Thursday, December 9, 2010
"Making the decision to have a child is momentous. It is to decide forever to have your heart go walking around outside your body." ~Elizabeth Stone
Last night I was driving home from a party and as sometimes happens I turned off the radio so I could have a quiet moment to pray. There were a lot of things on my mind and after a while I started talking to God about my children. The tears started to pour.
These small people who smile up at me with unblinking admiration. The unspoken message in the hugs, kisses, and snuggles I receive on a daily basis that loudly say "I love you mom." The little helping hands - so small that they fit on an ornament, but so big in that they do so much. It is a full time job to watch after these small people. I am on call 24/7 and yet it is a job I would not trade for anything the world could boast.
The treasures lain at my feet brought to me by these little people who cannot tie their own shoes or wipe their own faces. They still have so much to learn and yet it sometimes feels like they teach me more than I could ever possibly teach them.

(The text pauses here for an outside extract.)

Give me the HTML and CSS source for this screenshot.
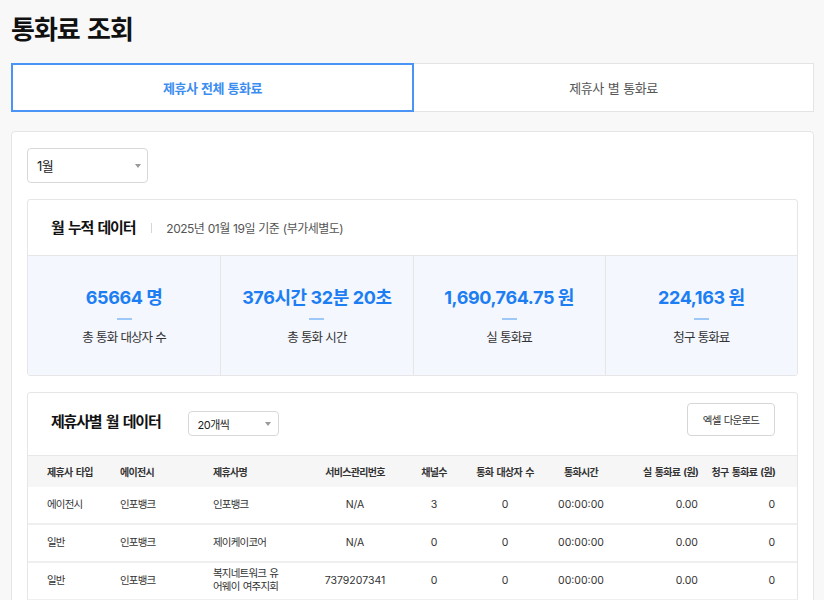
FILE: index.html
```html
<!DOCTYPE html>
<html lang="ko">
<head>
<meta charset="utf-8">
<title>통화료 조회</title>
<link rel="stylesheet" href="styles.css">
</head>
<body>
<h1 class="page-title">통화료 조회</h1>
<div class="tabs">
  <div class="tab active">제휴사 전체 통화료</div>
  <div class="tab">제휴사 별 통화료</div>
</div>
<section class="card">
  <div class="select month"><span>1월</span><i class="caret"></i></div>

  <div class="panel">
    <div class="panel-head">
      <h2>월 누적 데이터</h2>
      <span class="sep"></span>
      <span class="date">2025년 01월 19일 기준 (부가세별도)</span>
    </div>
    <div class="stats">
      <div class="stat"><div class="value">65664 명</div><div class="bar"></div><div class="label">총 통화 대상자 수</div></div>
      <div class="stat"><div class="value">376시간 32분 20초</div><div class="bar"></div><div class="label">총 통화 시간</div></div>
      <div class="stat"><div class="value">1,690,764.75 원</div><div class="bar"></div><div class="label">실 통화료</div></div>
      <div class="stat"><div class="value">224,163 원</div><div class="bar"></div><div class="label">청구 통화료</div></div>
    </div>
  </div>

  <div class="panel list">
    <div class="list-head">
      <h2>제휴사별 월 데이터</h2>
      <div class="select size"><span>20개씩</span><i class="caret"></i></div>
      <div class="excel">엑셀 다운로드</div>
    </div>
    <table class="grid">
      <colgroup>
        <col class="c1"><col class="c2"><col class="c3"><col class="c4"><col class="c5"><col class="c6"><col class="c7"><col class="c8"><col class="c9">
      </colgroup>
      <thead>
        <tr>
          <th class="l first">제휴사 타입</th>
          <th class="l">에이전시</th>
          <th class="l">제휴사명</th>
          <th>서비스관리번호</th>
          <th>채널수</th>
          <th>통화 대상자 수</th>
          <th>통화시간</th>
          <th class="r">실 통화료 (원)</th>
          <th class="r last">청구 통화료 (원)</th>
        </tr>
      </thead>
      <tbody>
        <tr>
          <td class="l first k">에이전시</td>
          <td class="l k">인포뱅크</td>
          <td class="l k name">인포뱅크</td>
          <td>N/A</td>
          <td>3</td>
          <td>0</td>
          <td>00:00:00</td>
          <td class="r">0.00</td>
          <td class="r last">0</td>
        </tr>
        <tr>
          <td class="l first k">일반</td>
          <td class="l k">인포뱅크</td>
          <td class="l k name">제이케이코어</td>
          <td>N/A</td>
          <td>0</td>
          <td>0</td>
          <td>00:00:00</td>
          <td class="r">0.00</td>
          <td class="r last">0</td>
        </tr>
        <tr>
          <td class="l first k">일반</td>
          <td class="l k">인포뱅크</td>
          <td class="l k name">복지네트워크 유어웨이 여주지회</td>
          <td>7379207341</td>
          <td>0</td>
          <td>0</td>
          <td>00:00:00</td>
          <td class="r">0.00</td>
          <td class="r last">0</td>
        </tr>
      </tbody>
    </table>
  </div>
</section>
</body>
</html>
```

FILE: styles.css
```css
* { box-sizing: border-box; }

body {
  margin: 0;
  padding: 0 10px 40px 11px;
  background: #f8f8f8;
  font-family: Inter, "Noto Sans CJK KR", sans-serif;
  color: #222;
}

.page-title {
  margin: 0;
  padding-top: 10px;
  font-family: "Noto Sans CJK KR", sans-serif;
  font-size: 26px;
  line-height: 36px;
  font-weight: 700;
  letter-spacing: -1px;
  word-spacing: 1px;
  color: #111;
}

.tabs {
  display: flex;
  margin-top: 17px;
  height: 49px;
}

.tab {
  flex: 1;
  display: flex;
  align-items: center;
  justify-content: center;
  background: #fff;
  border: 1px solid #e4e4e4;
  border-left: none;
  font-size: 13px;
  letter-spacing: -0.5px;
  word-spacing: 1px;
  color: #555;
}

.tab.active {
  border: 2px solid #4a94f6;
  color: #3b8ef0;
  font-weight: 700;
}

.card {
  margin-top: 19px;
  background: #fff;
  border: 1px solid #e5e5e5;
  border-radius: 4px;
  padding: 16px 15px;
}

.select {
  display: flex;
  align-items: center;
  justify-content: space-between;
  background: #fff;
  border: 1px solid #d8d8d8;
  border-radius: 4px;
  color: #222;
}

.select.month {
  width: 121px;
  height: 35px;
  padding: 0 6px 0 9px;
  font-size: 13px;
  letter-spacing: -0.5px;
}

.caret {
  width: 0;
  height: 0;
  border-left: 3.5px solid transparent;
  border-right: 3.5px solid transparent;
  border-top: 4px solid #9a9a9a;
}

.panel {
  margin-top: 16px;
  border: 1px solid #e6e6e6;
  border-radius: 3px;
  overflow: hidden;
}

.panel-head {
  display: flex;
  align-items: center;
  height: 56px;
  padding-left: 23px;
  border-bottom: 1px solid #e6e6e6;
}

h2 {
  margin: 0;
  font-size: 15px;
  line-height: 24px;
  font-weight: 700;
  letter-spacing: -1.2px;
  word-spacing: 2px;
  color: #111;
}

.sep {
  width: 1px;
  height: 10px;
  background: #d5d5d5;
  margin: 0 14px 0 16px;
}

.date {
  font-size: 12px;
  letter-spacing: -0.5px;
  word-spacing: 0.5px;
  color: #555;
}

.stats {
  display: grid;
  grid-template-columns: repeat(4, 1fr);
  height: 119px;
  background: #f4f7fe;
}

.stat {
  display: flex;
  flex-direction: column;
  align-items: center;
  justify-content: center;
  border-left: 1px solid #e6e6e6;
}

.stat:first-child { border-left: none; }

.value {
  font-size: 18px;
  line-height: 24px;
  font-weight: 700;
  letter-spacing: -0.4px;
  color: #1c7ef2;
}

.bar {
  width: 15px;
  height: 2px;
  margin-top: 8px;
  background: #9ec8f8;
}

.label {
  margin-top: 9px;
  font-size: 12.5px;
  line-height: 17px;
  letter-spacing: -0.9px;
  word-spacing: 0.5px;
  color: #333;
}

.list-head {
  display: flex;
  align-items: flex-start;
  height: 62px;
  padding: 10px 22px 0 23px;
}

.list-head h2 { margin-top: 7px; }

.select.size {
  width: 91px;
  height: 25px;
  margin: 8px 0 0 27px;
  padding: 0 7px 0 9px;
  font-size: 11px;
  letter-spacing: -0.5px;
}

.excel {
  margin-left: auto;
  width: 88px;
  height: 33px;
  display: flex;
  align-items: center;
  justify-content: center;
  border: 1px solid #d6d6d6;
  border-radius: 4px;
  background: #fff;
  font-size: 10.5px;
  letter-spacing: -0.8px;
  word-spacing: 1px;
  color: #333;
}

.grid {
  width: 100%;
  table-layout: fixed;
  border-collapse: separate;
  border-spacing: 0;
}

.c1 { width: 84px; }
.c2 { width: 93px; }
.c3 { width: 96px; }
.c4 { width: 108px; }
.c5 { width: 50px; }
.c6 { width: 92px; }
.c7 { width: 60px; }
.c8 { width: 95px; }
.c9 { width: 91px; }

.grid th {
  height: 32px;
  padding: 0 4px;
  border-top: 1px solid #e8e8e8;
  background: #f6f6f6;
  font-size: 10px;
  font-weight: 700;
  letter-spacing: -0.7px;
  word-spacing: 1.5px;
  color: #333;
  text-align: center;
  white-space: nowrap;
}

.grid td {
  height: 38px;
  padding: 0 4px;
  border-bottom: 2px solid #efefef;
  font-size: 10.5px;
  line-height: 1.2;
  color: #333;
  text-align: center;
}

.grid td.k { letter-spacing: -0.8px; word-spacing: 1px; }

.grid .l { text-align: left; padding-left: 8px; padding-right: 14px; }
.grid td.name { padding-right: 20px; }
.grid .r { text-align: right; padding-right: 8px; }
.grid .first { padding-left: 19px; }
.grid .last { padding-right: 22px; }
```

I will not say that being a parent is always easy. It isn't. Nothing worth it ever is. I will say it is a privilege. Being greeted in the morning with joyful shouts of "Mama! Mama!" glancing over at my baby and seeing his smile radiate towards... me - those are the moments for which I live. Those are the moments that store up in my heart and mind and cause so much love in my heart that if I didn't know any better I'd think it could burst.
"When you have brought up kids, there are memories you store directly in your tear ducts." ~Robert Brault
What simple moments do you store up as a parent?